При всей нелюбви к радио Рахманинов часами просиживал возле репродуктора, ловя противоречивые вести из Европы.
С наступлением длинных вечеров на даче сделалось неуютно. Бывало, и в Ивановке его всегда тяготили эти осенние потемки в деревне. Потянуло в город, к освещенным улицам.
Рахманиновский фестиваль состоял из трех концертов. В последнем прозвучали Третья симфония и «Колокола».
Композитора глубоко тронуло приветствие от певцов Вестминстерского хора, прочитанное руководителем последнего доктором Вильямсом:
«Одной из величайших радостей, доставшейся нашей молодежи, было петь вместе с филадельфийским оркестром под Вашей дирижерской палочкой. Вы ведь знаете, что они все влюблены в Вас, как в человека. Может быть, это звучит несколько наивно и сентиментально, но они говорят, что Вы самый милый и очаровательный человек в мире… Это относится к Вашей абсолютной искренности и Вашему большому благородству…»

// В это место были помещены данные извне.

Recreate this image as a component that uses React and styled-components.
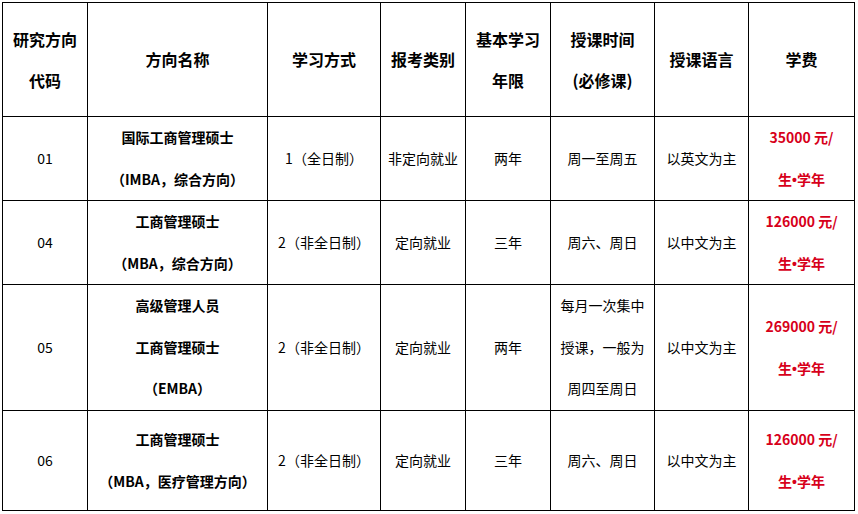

Когда Сергей Васильевич из-под тяжелых век глянул на обращенные к нему юные лица, восторженные, сияющие, что-то дрогнуло у него в душе.
Ценой огромного напряжения душевных и физических сил достался ему этот фестиваль.
Едва ли не впервые за эти двадцать лет он вновь поднял свою «магическую палочку», так поразившую молодежь Вестминстерского хора, и под ее взмахами как бы заново родились и «Остров мертвых», симфония и «Колокола».
Он неизменно отклонял все предложения дирижировать лучшими оркестрами, боясь за свои руки пианиста.